Alternatively, one can set a specific size for the final index with --filter-size. When using this option, please observe the theoretic false positive of the index reported at the end of the building process.

minimizers (--window-size, --kmer-size):)

in ganon build, when --window-size > --kmer-size minimizers are used. That means that for a every window, a single k-mer will be selected. It produces smaller database files and requires substantially less memory overall. It may increase building times but will have a huge benefit for classification times. Sensitivity and precision can be reduced by small margins. If --window-size = --kmer-size, all k-mers are going to be used to build the database.

Target file or sequence (--input-target):)

This is a parameter that defines how ganon will parse your input files: - --input-target file (default) will consider every file provided with --input a single unit (e.g. multi-fasta files are considered one input, sequence headers ignored). - --input-target sequence will use every sequence as a unit. For this, ganon will first decompose every sequence in the input files provided with --input into a separated file. This will take longer and use more disk space.

--input-target file is the default behavior and most efficient way to build databases. --input-target sequence should only be used when the input sequences are not separated by file (e.g. a single big FASTA file) or when classification at sequence level is desired.

Build level (--level):)

The --level parameter defines the max. depth of the database for classification. This parameter is relevant because the --max-fp is going to be guaranteed at the --level chosen.

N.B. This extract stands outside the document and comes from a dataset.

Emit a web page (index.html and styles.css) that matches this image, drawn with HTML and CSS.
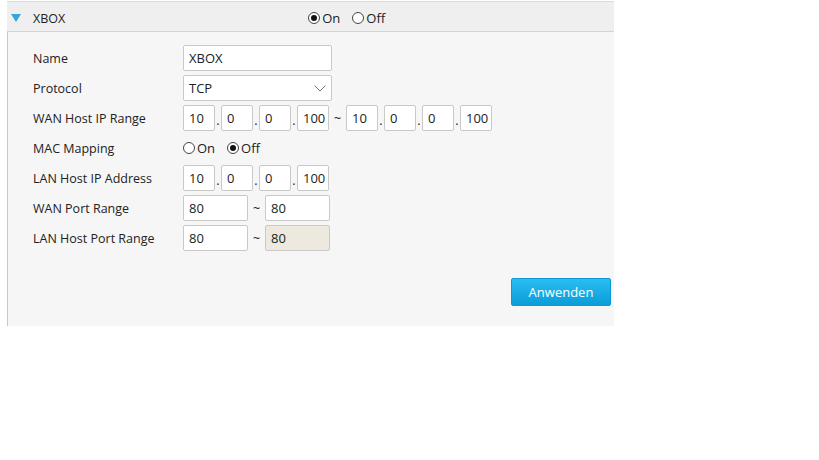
FILE: index.html
```html
<!DOCTYPE html>
<html>
<head lang="de">
    <meta charset="UTF-8">
    <title>Port Forwarding - XBOX</title>
    <link rel="stylesheet" href="styles.css">
</head>
<body>
<div class="panel">
    <div class="panel-head">
        <span class="arrow"></span>
        <span class="title">XBOX</span>
        <div class="radios head-radios">
            <span class="radio on"></span><span class="rlabel">On</span>
            <span class="radio"></span><span class="rlabel">Off</span>
        </div>
    </div>
    <div class="panel-body">
        <div class="row">
            <label>Name</label>
            <div class="field"><span class="box wide">XBOX</span></div>
        </div>
        <div class="row">
            <label>Protocol</label>
            <div class="field">
                <span class="box wide select">TCP
                    <svg class="chev" width="12" height="7" viewBox="0 0 12 7"><path d="M0.5 0.5 L6 6 L11.5 0.5" fill="none" stroke="#777" stroke-width="1"/></svg>
                </span>
            </div>
        </div>
        <div class="row">
            <label>WAN Host IP Range</label>
            <div class="field">
                <span class="box ip">10</span><span class="dot">.</span><span class="box ip">0</span><span class="dot">.</span><span class="box ip">0</span><span class="dot">.</span><span class="box ip">100</span>
                <span class="tilde">~</span>
                <span class="box ip">10</span><span class="dot">.</span><span class="box ip">0</span><span class="dot">.</span><span class="box ip">0</span><span class="dot">.</span><span class="box ip">100</span>
            </div>
        </div>
        <div class="row">
            <label>MAC Mapping</label>
            <div class="field radios">
                <span class="radio"></span><span class="rlabel">On</span>
                <span class="radio on"></span><span class="rlabel">Off</span>
            </div>
        </div>
        <div class="row">
            <label>LAN Host IP Address</label>
            <div class="field">
                <span class="box ip">10</span><span class="dot">.</span><span class="box ip">0</span><span class="dot">.</span><span class="box ip">0</span><span class="dot">.</span><span class="box ip">100</span>
            </div>
        </div>
        <div class="row">
            <label>WAN Port Range</label>
            <div class="field">
                <span class="box port">80</span><span class="tilde">~</span><span class="box port">80</span>
            </div>
        </div>
        <div class="row">
            <label>LAN Host Port Range</label>
            <div class="field">
                <span class="box port">80</span><span class="tilde">~</span><span class="box port disabled">80</span>
            </div>
        </div>
        <div class="actions">
            <button class="btn">Anwenden</button>
        </div>
    </div>
</div>
</body>
</html>
```
FILE: styles.css
```css
*{
    margin: 0;
    padding: 0;
    box-sizing: border-box;
}
body{
    background: #fff;
    font-family: "Open Sans", "Noto Sans", sans-serif;
    font-size: 12.5px;
    color: #222;
}
.panel{
    width: 607px;
    margin: 1px 0 0 7px;
}
.panel-head{
    height: 31px;
    background: #efefef;
    border-top: 1px solid #dadada;
    border-bottom: 1px solid #d4d4d4;
    display: flex;
    align-items: center;
    padding-top: 3px;
}
.arrow{
    width: 0;
    height: 0;
    border-left: 5px solid transparent;
    border-right: 5px solid transparent;
    border-top: 8px solid #34a6dc;
    margin-left: 4px;
}
.title{
    margin-left: 12px;
    color: #222;
}
.head-radios{
    margin-left: 243px;
}
.radios{
    display: flex;
    align-items: center;
}
.radio{
    width: 12px;
    height: 12px;
    border: 1px solid #444;
    border-radius: 50%;
    position: relative;
    background: #fff;
}
.radio.on::after{
    content: "";
    position: absolute;
    left: 2px;
    top: 2px;
    width: 6px;
    height: 6px;
    border-radius: 50%;
    background: #111;
}
.rlabel{
    margin-left: 2px;
    margin-right: 12px;
    font-size: 13px;
}
.panel-body{
    background: #f6f6f6;
    border-left: 1px solid #c8c8c8;
    padding: 11px 3px 20px 25px;
    height: 294px;
}
.row{
    display: flex;
    align-items: center;
    height: 30px;
}
.row label{
    width: 150px;
}
.field{
    display: flex;
    align-items: center;
}
.box{
    height: 26px;
    border: 1px solid #c9c9c9;
    border-radius: 2px;
    background: #fff;
    display: flex;
    align-items: center;
    padding-left: 5px;
    font-size: 13px;
}
.wide{
    width: 149px;
}
.select{
    justify-content: space-between;
    padding-right: 5px;
}
.chev{
    margin-top: 1px;
}
.ip{
    width: 32px;
}
.dot{
    width: 6px;
    text-align: center;
    padding-top: 4px;
}
.tilde{
    width: 17px;
    text-align: center;
}
.port{
    width: 65px;
}
.disabled{
    background: #ede9df;
}
.actions{
    display: flex;
    justify-content: flex-end;
    margin-top: 25px;
}
.btn{
    width: 100px;
    height: 28px;
    border: 1px solid #0c9ad2;
    border-radius: 2px;
    background: linear-gradient(#2bbcf2, #0a9dd6);
    color: #fff;
    font-family: "Open Sans", "Noto Sans", sans-serif;
    font-size: 13px;
}
```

In ganon build the default value is species. In ganon build-custom the level will be the same as --input-target, meaning that classification will be done either at file or sequence level.

Alternatively, --level assembly will link the file or sequence target information with assembly accessions retrieved from NCBI. --level leaves or --level species (or genus, family, ...) will link the targets with taxonomic information and prune the tree at the chosen level. --level custom will use specialization (4th col.) defined in the --input-file.

Genome sizes (--genome-size-files):)

Ganon will automatically download auxiliary files to define an approximate genome size for each entry in the taxonomic tree. For --taxonomy ncbi the species_genome_size.txt.gz is used. For --taxonomy gtdb the *_metadata.tar.gz files are used. Those files can be directly provided with the --genome-size-files argument.

Genome sizes of parent nodes are calculated as the average of the respective children nodes. Other nodes without direct assigned genome sizes will use the closest parent with a pre-calculated genome size. The genome sizes are stored in the ganon database.

Retrieving info (--ncbi-sequence-info, --ncbi-file-info):)

Further taxonomy and assembly linking information has to be collected to properly build the database. --ncbi-sequence-info and --ncbi-file-info allow customizations on this step.

When --input-target sequence, --ncbi-sequence-info argument allows the use of NCBI e-utils webservices (eutils) or downloads accession2taxid files to extract target information (options nucl_gb nucl_wgs nucl_est nucl_gss pdb prot dead_nucl dead_wgs dead_prot). By default, ganon uses eutils up-to 50000 input sequences, otherwise it downloads nucl_gb nucl_wgs from https://ftp.ncbi.nlm.nih.gov/pub/taxonomy/accession2taxid/. Previously downloaded files can be directly provided with this argument.

When --input-target file, --ncbi-file-info uses assembly_summary.txt from https://ftp.ncbi.nlm.nih.gov/genomes/ to extract target information (options refseq genbank refseq_historical genbank_historical. Previously downloaded files can be directly provided with this argument.

If you are using outdated, removed or inactive assembly or sequence files and accessions from NCBI, make sure to include dead_nucl dead_wgs for --ncbi-sequence-info or refseq_historical genbank_historical for --ncbi-file-info. eutils option does not work with outdated accessions.